We can understand Yehoash’s profound devotion to the Bet Hamiqdash and his commitment to restoring it. First of all, he was raised within its hallowed walls, and his entire education was delivered by the Kohanim who ensured that he developed a deep understanding of its critical importance to the life of the Jewish people. Beyond this, Yehoash’s efforts symbolize a return to the tradition of the House of David and his ancestors David and Shelomo, both of whom were supremely dedicated to the objective of creating a House of God that would represent His presence and His eternal covenant with the Jewish people. Yehoash seems like a fitting heir to the legacy of his distinguished forefathers.

However, for reasons never explained in the text, Yehoash ultimately fails as king, surrendering to Hazael, sacrificing the wealth of the Temple and the Kingdom to placate the enemy, and dying a violent death at the hand of treacherous assassins. How can we understand the dramatic reversal in Yehoash’s fortune? Why did this righteous king fall before his enemies in such an ignoble manner?

Sefer Melakhim offers us no clear answer to these questions. In Divre HaYamim, which was composed much later during the period of the Second Temple, we read of the spiritual decline of Yehoash after the death of his teacher, Yehoyada. Succumbing to the flattery of his officers, his enthusiasm for the Temple wanes, and he allows idolatry to resurface in the kingdom. When he is publically rebuked by the prophet Zekharya, son of his mentor and teacher Yehoyada, he encourages the people to kill Zekharya and shows no remorse or regret. According to Divre HaYamim, as a result of these transgressions and Yehoash’s lack of gratitude to his teacher and protector Yehoyada, he is first defeated in battle and is ultimately assassinated.

Our text, however, omits all of these salacious and seemingly important details. Why doesn’t Sefer Melakhim tell us of the downfall of Yehoash and what led to it? Both classic and modern commentaries grapple with this problem, and there is no especially compelling solution to be found. I would like to suggest a possibility – I would argue that Sefer Melakhim, in its own framework, DOES tell us what we need to know about King Yehoash’s failings.

On what basis do I believe that Sefer Melakhim actually says what it apparently doesn’t say? Throughout the entire book, we notice a pattern in its evaluation and assessment of the leaders of the respective kingdoms. The monarchs of Israel are consistently judged with reference to the “sins of Yarovam”; namely, whether or not they removed the illicit altars and golden calves that were installed by Yarovam to prevent his subjects from pining for the Bet Hamiqdash and defecting to the Kingdom of Yehuda.The monarchs of Yehuda, by contrast, are always judged with reference to whether or not they removed the “bamot”, or unauthorized personal altars, that were built by individuals throughout the land.
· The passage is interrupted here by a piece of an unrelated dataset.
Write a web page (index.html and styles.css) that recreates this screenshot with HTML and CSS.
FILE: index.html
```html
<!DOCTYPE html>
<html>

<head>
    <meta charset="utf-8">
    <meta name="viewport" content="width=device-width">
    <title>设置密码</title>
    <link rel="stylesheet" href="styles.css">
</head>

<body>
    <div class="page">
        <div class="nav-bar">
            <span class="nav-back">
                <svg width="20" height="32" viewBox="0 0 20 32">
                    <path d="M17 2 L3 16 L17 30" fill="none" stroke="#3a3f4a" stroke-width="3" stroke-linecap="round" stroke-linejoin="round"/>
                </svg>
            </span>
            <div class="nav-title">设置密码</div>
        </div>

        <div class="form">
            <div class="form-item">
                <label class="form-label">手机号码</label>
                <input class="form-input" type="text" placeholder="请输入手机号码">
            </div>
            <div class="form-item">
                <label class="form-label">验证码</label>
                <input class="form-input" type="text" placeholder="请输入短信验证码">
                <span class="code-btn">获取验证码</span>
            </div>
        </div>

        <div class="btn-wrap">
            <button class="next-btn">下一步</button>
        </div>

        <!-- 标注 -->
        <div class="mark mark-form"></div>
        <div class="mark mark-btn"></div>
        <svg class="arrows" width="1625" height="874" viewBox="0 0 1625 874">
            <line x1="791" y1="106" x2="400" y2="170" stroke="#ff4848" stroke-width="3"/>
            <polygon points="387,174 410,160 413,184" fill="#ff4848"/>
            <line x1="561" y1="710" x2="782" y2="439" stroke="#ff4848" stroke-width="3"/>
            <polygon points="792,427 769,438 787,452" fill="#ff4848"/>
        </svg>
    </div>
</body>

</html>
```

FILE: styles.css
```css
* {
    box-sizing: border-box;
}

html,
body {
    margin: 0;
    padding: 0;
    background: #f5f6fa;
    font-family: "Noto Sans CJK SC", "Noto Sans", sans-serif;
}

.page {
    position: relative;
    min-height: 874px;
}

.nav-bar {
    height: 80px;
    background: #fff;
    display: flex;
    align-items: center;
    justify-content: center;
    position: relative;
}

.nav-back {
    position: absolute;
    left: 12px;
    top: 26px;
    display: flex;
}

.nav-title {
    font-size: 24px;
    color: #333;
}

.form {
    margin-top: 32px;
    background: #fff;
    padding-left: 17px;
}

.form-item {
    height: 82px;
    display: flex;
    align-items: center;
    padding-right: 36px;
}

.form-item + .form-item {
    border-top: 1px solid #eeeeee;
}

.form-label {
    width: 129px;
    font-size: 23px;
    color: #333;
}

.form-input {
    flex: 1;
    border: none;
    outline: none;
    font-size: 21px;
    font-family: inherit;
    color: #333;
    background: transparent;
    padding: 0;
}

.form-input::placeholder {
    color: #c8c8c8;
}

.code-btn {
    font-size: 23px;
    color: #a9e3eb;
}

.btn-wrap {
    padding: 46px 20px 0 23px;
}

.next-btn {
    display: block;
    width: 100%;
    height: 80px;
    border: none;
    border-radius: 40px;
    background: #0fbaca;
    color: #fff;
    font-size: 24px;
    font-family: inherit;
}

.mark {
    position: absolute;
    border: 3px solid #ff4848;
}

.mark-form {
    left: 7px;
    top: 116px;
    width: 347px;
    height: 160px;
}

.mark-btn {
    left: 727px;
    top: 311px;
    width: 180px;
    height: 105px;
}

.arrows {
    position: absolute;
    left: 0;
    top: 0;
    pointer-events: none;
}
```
In other words, the kings described in Sefer Melakhim are ultimately measured based upon one standard – their relationship to the Holy Temple and their attitude towards its centrality. Did they take the unpopular but religiously correct path and eliminate institutions that competed with or diminished the prominence of the Temple, or did they cave to pressure, allow the status quo to remain, and sacrifice, as it were, critical role that the Temple was supposed to play in the life of the nation?

With this in mind, we can now see that the essential flaw of Yehoash is, in fact, made clear from the outset; despite his devotion to the Temple and all he invested in renovating it, he did not have the courage or integrity to stand up against the “special interests” and dismantle the unauthorized personal sites of worship. In a way, for someone who took the Bet Hamiqdash as seriously as Yehoash did, this was an even more tragic failure than it might have been for other kings who were less attuned to its significance. There is poetic justice in the fact that Yehoash had to part with the treasures of the Temple to placate Hazael; symbolically, it demonstrates that all of his labor for the Bet HaMiqdash was futile as long as he did not insist on its exclusivity as the location of Divine worship.

Yehoash did much good but at the end of the day he put popularity ahead of principle and was therefore relieved of his position in a dishonorable manner. Divre HaYamim fleshes out exactly how this limitation of Yehoash expressed itself – first in his capitulating to the desire of the powerful and influential officers to reinstate some pagan worship (just as Shelomo, his role model, capitulated to the pressure from his wives) and then in his willingness to agree to the murder of a prophet whose only sin was confronting and humiliating him in the very Temple he had once cherished.